Para este mesmo segmento, a operação da Lava Jato é um instrumento de manipulação midiática da opinião pública e é seletiva sobre quem irá punir. As prisões de ex-ministros petistas e de políticos de partidos aliados, além de empresários que muito ganharam nos governos Lula e Dilma, seriam uma prova incontestável dessa seletividade.
Por outro lado, temos os fiéis do juiz Sérgio Moro. Alçado a condição de herói nacional, o magistrado é visto como salvador da pátria, presidenciável até por alguns, e o homem que entrará para a história como o algoz do Partido dos Trabalhadores nos esquemas de corrupção dos quais a legenda é acusada.
Para esse segmento, Lula chefiou o maior esquema de corrupção da história da nação, beneficiou empreiteiros e outros setores empresariais e a si próprio, como nos famosos casos do triplex no Guarujá e o sítio em Atibaia.
O primeiro grupo vê Lula como a maior liderança política do país, o único capaz de tirar o país da crise e acabar com o que caracterizam como golpe. O segundo grupo enxerga o ex-mandatário apenas como um político corrupto que precisa ser punido. Dentro desse segundo grupo há ainda visões mais delirantes e sem sentindo algum que reproduzem discursos no estilo “Bolsonaro 2018”.
A opinião deste humilde colunista é que a realidade pode ser mais complexa do que concebe a vã filosofia de Facebook. O Lula condenado em primeira instância pela Lava Jato é produto de uma profunda crise no seio da elite política do país.

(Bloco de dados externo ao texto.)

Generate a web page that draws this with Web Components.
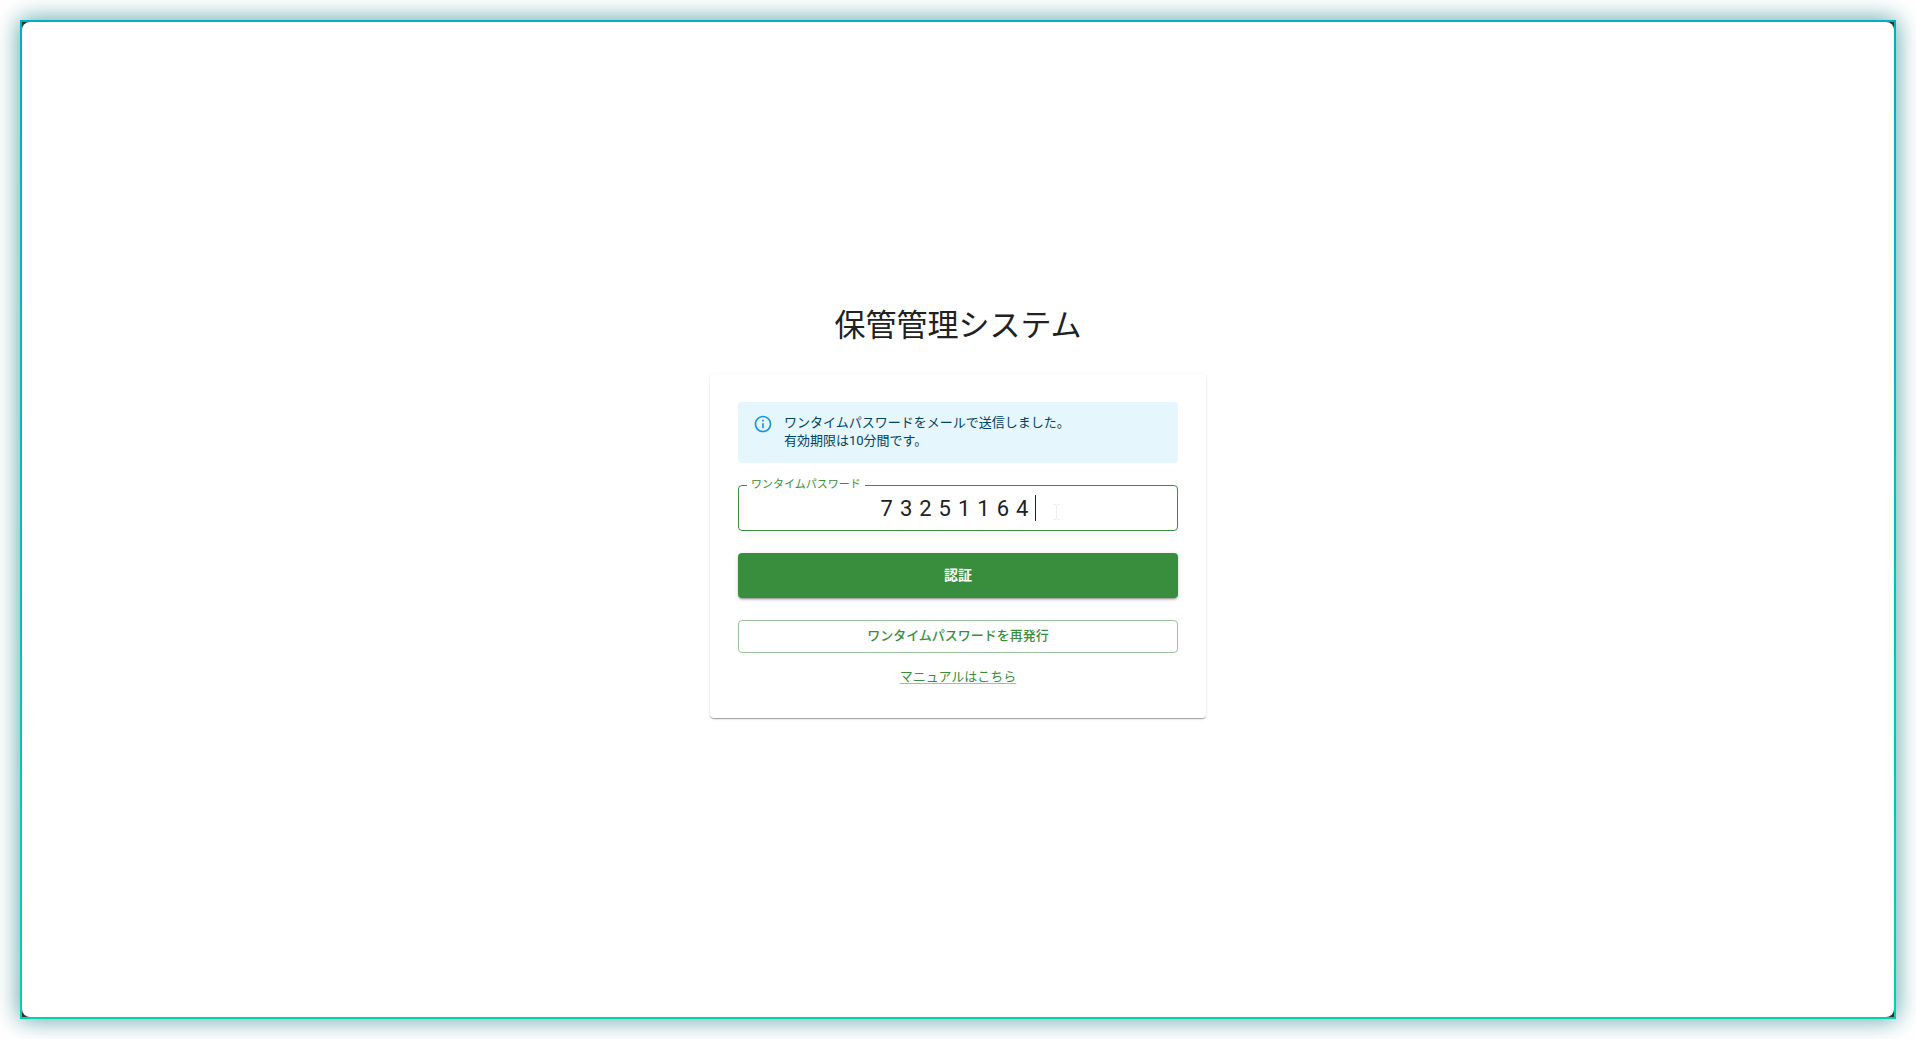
<!DOCTYPE html>
<html lang="ja">
<head>
<meta charset="utf-8">
<title>保管管理システム</title>
<style>
html, body { height: 100%; margin: 0; }
body {
  background: #fff;
  color: #212121;
  font-family: Roboto, "Noto Sans CJK JP", sans-serif;
}
</style>
</head>
<body>
<app-frame>
  <login-panel heading="保管管理システム">
    <info-alert>ワンタイムパスワードをメールで送信しました。<br>有効期限は10分間です。</info-alert>
    <otp-field label="ワンタイムパスワード" value="73251164"></otp-field>
    <action-button variant="contained">認証</action-button>
    <action-button variant="outlined">ワンタイムパスワードを再発行</action-button>
    <text-link href="#manual">マニュアルはこちら</text-link>
  </login-panel>
</app-frame>
<script>
const define = (name, render) => customElements.define(name, class extends HTMLElement {
  constructor() {
    super();
    this.attachShadow({ mode: "open" });
  }
  connectedCallback() {
    this.shadowRoot.innerHTML = "<style>*{box-sizing:border-box}</style>" + render(this);
  }
});

define("app-frame", () => `
<style>
:host { display: flex; box-sizing: border-box; min-height: 100vh; padding: 20px; overflow: hidden; }
.edge {
  flex: 1; display: flex; padding: 2px;
  background: linear-gradient(#333, #333) content-box, linear-gradient(#00afc0, #00d0ae);
  box-shadow: 0 0 22px rgba(0, 130, 140, .6), 0 0 24px rgba(40, 50, 50, .14);
}
main {
  flex: 1; display: flex; align-items: center; justify-content: center;
  background: #fff; border-radius: 8px;
}
</style>
<div class="edge"><main><slot></slot></main></div>`);

define("login-panel", el => `
<style>
:host { display: block; box-sizing: border-box; width: 496px; max-width: 100%; padding-bottom: 14px; }
h1 { margin: 0 0 29px; font-size: 31px; line-height: 38px; font-weight: 400; text-align: center; }
section {
  display: flex; flex-direction: column; gap: 22px; padding: 28px;
  background: #fff; border-radius: 4px;
  box-shadow: 0 2px 1px -1px rgba(0,0,0,.2), 0 1px 1px rgba(0,0,0,.14), 0 1px 3px rgba(0,0,0,.12);
}
</style>
<h1>${el.getAttribute("heading")}</h1>
<section><slot></slot></section>`);

define("info-alert", () => `
<style>
:host {
  display: flex; gap: 11px; padding: 12px 15px 13px; border-radius: 4px;
  background: #e5f6fd; color: #014361; font-size: 13px; line-height: 18px;
}
svg { flex: none; width: 20px; height: 20px; fill: #1c94d6; }
</style>
<svg viewBox="0 0 24 24" aria-hidden="true"><path d="M11 7h2v2h-2zm0 4h2v6h-2zm1-9C6.48 2 2 6.48 2 12s4.48 10 10 10 10-4.48 10-10S17.52 2 12 2zm0 18c-4.41 0-8-3.59-8-8s3.59-8 8-8 8 3.59 8 8-3.59 8-8 8z"/></svg>
<div role="status"><slot></slot></div>`);

define("otp-field", el => `
<style>
:host { display: block; position: relative; }
input {
  display: block; width: 100%; height: 46px; margin: 0; padding: 0;
  border: 1px solid #388e3c; border-radius: 4px; outline: none; background: #fff;
  color: #212121; font: 22px Roboto, "Noto Sans CJK JP", sans-serif;
  letter-spacing: 7px; text-align: center; caret-color: transparent;
}
label {
  position: absolute; top: -9px; left: 9px; padding: 0 4px;
  background: #fff; color: #388e3c; font-size: 11px; line-height: 18px;
}
.caret { position: absolute; top: 10px; left: calc(50% + 77px); width: 1px; height: 26px; background: #212121; }
svg { position: absolute; top: 19px; left: calc(50% + 95px); width: 7px; height: 16px; stroke: #efefef; fill: none; }
</style>
<input id="otp" inputmode="numeric" autocomplete="one-time-code" value="${el.getAttribute("value")}">
<label for="otp">${el.getAttribute("label")}</label>
<span class="caret"></span>
<svg viewBox="0 0 7 16" aria-hidden="true"><path d="M0 .5h3M4 .5h3M3.5 1v14M0 15.5h3M4 15.5h3"/></svg>`);

define("action-button", () => `
<style>
:host { display: block; }
button {
  display: block; width: 100%; height: 45px; margin: 0; padding: 0 0 2px; border: 0; border-radius: 4px;
  background: #388e3c; color: #fff; cursor: pointer;
  font: 700 14px/24px Roboto, "Noto Sans CJK JP", sans-serif;
  box-shadow: 0 3px 1px -2px rgba(0,0,0,.2), 0 2px 2px rgba(0,0,0,.14), 0 1px 5px rgba(0,0,0,.12);
}
:host([variant=outlined]) button {
  height: 33px; border: 1px solid #9bc69d; background: #fff; color: #388e3c;
  font-size: 13px; font-weight: 500; box-shadow: none;
}
</style>
<button type="button"><slot></slot></button>`);

define("text-link", el => `
<style>
:host { display: flex; justify-content: center; margin-top: -8px; padding-bottom: 3px; }
a { color: #388e3c; font-size: 13px; line-height: 20px; text-underline-offset: 2px; text-decoration: underline 1px #9bc69d; }
</style>
<a href="${el.getAttribute("href")}"><slot></slot></a>`);
</script>
</body>
</html>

Nessa exótica receita, a realidade, cabem boa parte dos ingredientes postos na panela por mortadelas e coxinhas. Um setor político quer tirar Lula da eleição presidencial de 2018. Outro setor não quer. Um grupo pretende usar a Lava jato de forma seletiva. Outro não. E assim vão se polarizando as posições.
O fato é que o cabo de guerra para onde vai a conjuntura política está em aberto. Há uma disputa na superestrutura a qual acabamos reproduzindo do alto dos debates, de forma enviesada e desvencilhada de seus reais objetivos. Essa, definitivamente, parece ser uma disputa que não é pelos debaixo, mas para ver quem se salva da “sangria” e quem pode tocar o barco da nação após o vendaval da Lava Jato.
O ex-presidente Lula é parte central dessa crise. Não por representar uma ameaça para o sistema capitalista no país, como o pensamento mais extremo à direita reproduz de forma ilógica.
Digo que esse raciocínio não se fundamenta na realidade porque nos governos petistas uma agenda de bondades para o setor privado foi assegurada. É o próprio Lula quem diz que “nunca antes na história desse país, os banqueiros lucraram tanto”.
Da Carta ao Povo Brasileiro, assinada durante a campanha de 2002, que previa o respeito aos contratos internacionais, passando pela primeira reforma da previdência, as obras do PAC, da Copa do Mundo e das Olimpíadas, e os leilões de petróleo, como o do Campo de Libra por exemplo, vimos claramente nesses casos que Lula não é bem o que seus seguidores dizem e nem o que a extrema direita saliva quando comenta nas redes sociais.
Pedindo licença para um neologismo, “impossivelmente” Lula se chegar a um terceiro mandato deverá acabar com as reformas em curso apresentadas pelo governo Temer. Seu currículo na presidência e seu silêncio sobre o assunto deixam isso claro como a luz do dia, menos para os mais ingênuos.
Concluo essas divagações despretensiosas sobre o cenário político apontando que, desse paradoxo de informações, há um Lula real. Ele é parte do que os discursos favoráveis e contrários diz e ao mesmo tempo não o é.
Porém, mais importante que isso é que o presente e o horizonte parecem ser de uma grande “noite política” a qual a direita e a esquerda são reféns e parecem se negar a buscar amanhecer. A crise política parece estar cansando a população. Esperamos que desse cansaço surja algo novo que faça jus a indignação que pusemos nas ruas num já distante junho de 2013. Como já diria Belchior, “o novo sempre vem”.